Hi,
I stuck in analyzing this and can not repeat in a test environment.
We see ‘/’ location “freeze” from time to time as nginx stops updating
cache. This lasts for 30 minutes - an hour.
Regular requests flow:
HIT
…
HIT
UPDATING
UPDATING
EXPIRED (every 30 seconds)
HIT
…
So under normal conditions a page is served from the cache, cache record
expires, next request goes to upstream locking the cache record,
requests
still served from cache with UPDATING cache status while UPDATING
request
is working, on return from the upstream cache is updated, unlocked and
EXPIRED cache status show up in the log.

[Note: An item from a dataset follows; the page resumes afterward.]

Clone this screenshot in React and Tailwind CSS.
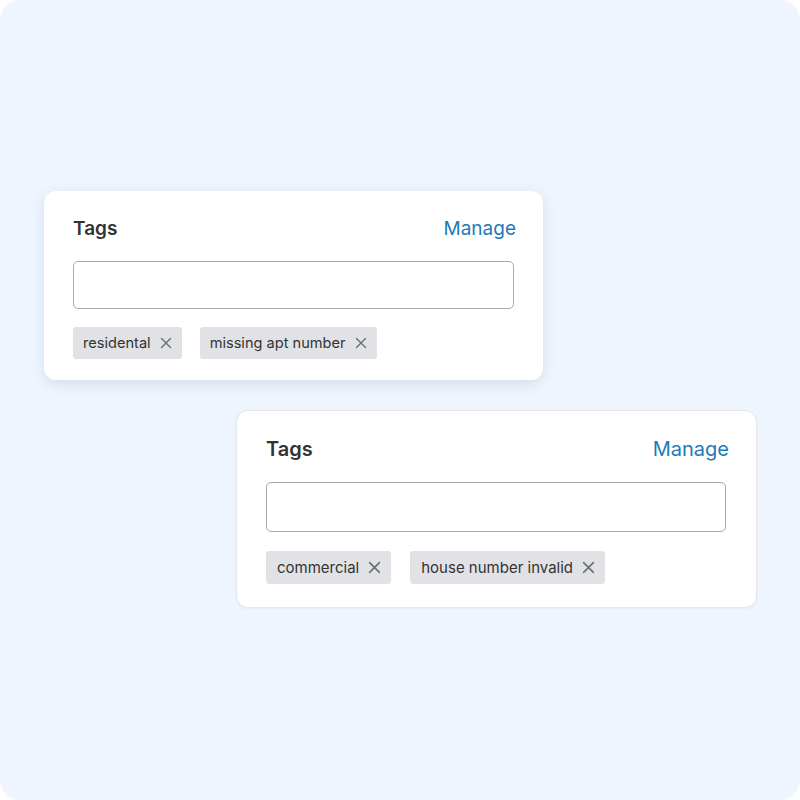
import React from 'react'

const font = { fontFamily: 'Inter, "Noto Sans", sans-serif' }

function XIcon({ size = 12 }) {
  return (
    <svg width={size} height={size} viewBox="0 0 12 12" fill="none" stroke="#6b6d72" strokeWidth="1.4" strokeLinecap="round">
      <path d="M1.5 1.5l9 9M10.5 1.5l-9 9" />
    </svg>
  )
}

function Chip({ label, big }) {
  return (
    <span
      className={
        big
          ? 'inline-flex items-center gap-[9px] h-[33px] pl-[11px] pr-[10px] rounded-[3px] bg-[#e1e2e6] text-[15px] text-[#333]'
          : 'inline-flex items-center gap-[9px] h-[32px] pl-[10px] pr-[10px] rounded-[3px] bg-[#e1e2e6] text-[14.6px] text-[#333]'
      }
    >
      <span className="pt-[2px]">{label}</span>
      <XIcon size={big ? 13 : 12} />
    </span>
  )
}

function TagCard({ tags, big, className }) {
  return (
    <div className={className}>
      <div className="flex items-center justify-between">
        <span className={big ? 'text-[20px] leading-[26px] font-semibold text-[#333]' : 'text-[19px] leading-[24px] font-semibold text-[#333]'}>
          Tags
        </span>
        <span className={big ? 'mr-[-3px] text-[20px] leading-[26px] text-[#1f7ab8]' : 'mr-[-2px] text-[19px] leading-[24px] text-[#1f7ab8]'}>
          Manage
        </span>
      </div>
      <div
        className={
          big
            ? 'mt-[20px] h-[50px] rounded-[5px] border border-[#a9a9ab] bg-white'
            : 'mt-[20px] h-[48px] rounded-[5px] border border-[#a9a9ab] bg-white'
        }
      />
      <div className={big ? 'mt-[19px] flex gap-[19px]' : 'mt-[18px] flex gap-[18px]'}>
        {tags.map((t) => (
          <Chip key={t} label={t} big={big} />
        ))}
      </div>
    </div>
  )
}

export default function App() {
  return (
    <div className="w-[800px] h-[800px] bg-white" style={font}>
      <div className="w-full h-full rounded-[20px] bg-[#eef5fe] flex flex-col">
        <TagCard
          tags={['residental', 'missing apt number']}
          className="ml-[44px] mt-[191px] w-[499px] rounded-[12px] bg-white pt-[26px] pb-[21px] px-[29px] shadow-[0_4px_14px_rgba(30,60,110,0.12)]"
        />
        <TagCard
          big
          tags={['commercial', 'house number invalid']}
          className="ml-[236px] mt-[30px] w-[521px] rounded-[12px] bg-white border border-[#e3e6ea] pt-[25px] pb-[23px] pl-[29px] pr-[30px] shadow-[0_1px_3px_rgba(30,60,110,0.05)]"
        />
      </div>
    </div>
  )
}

Back to step one - serving from
cache.
Abnormal flow we see under nginx 1.6.x
HIT
…
HIT
UPDATING
STALE
UPDATING
UPDATING
STALE
UPDATING
STALE
STALE
…
continues for a while
…
HIT
We first noticed this when attempted upgrade to 1.8.0 where situation
was
much worse:
HIT
…
HIT
UPDATING
UPDATING
UPDATING
UPDATING
…
continues until cache clean
…
We downgraded nginx back to 1.6, after some time realized that this
situation also happens on 1.6, but page doesn’t freeze forever.
I don’t say it only happens with ‘/’, it’s just the busiest page, we
probably don’t notice other pages. On 1.8 this happened also on top
level
sections /football/. I feel it’s related to amount of pressure on the
page.
Our error log has “ignore long locked inactive cache entry” alerts, but
I
really couldn’t match it to “defreeze” event. Access log has
STALE/UPDATING
requests between the alert and EXPIRED (cache updating) request.
Any help on hunting it down would be appreciated.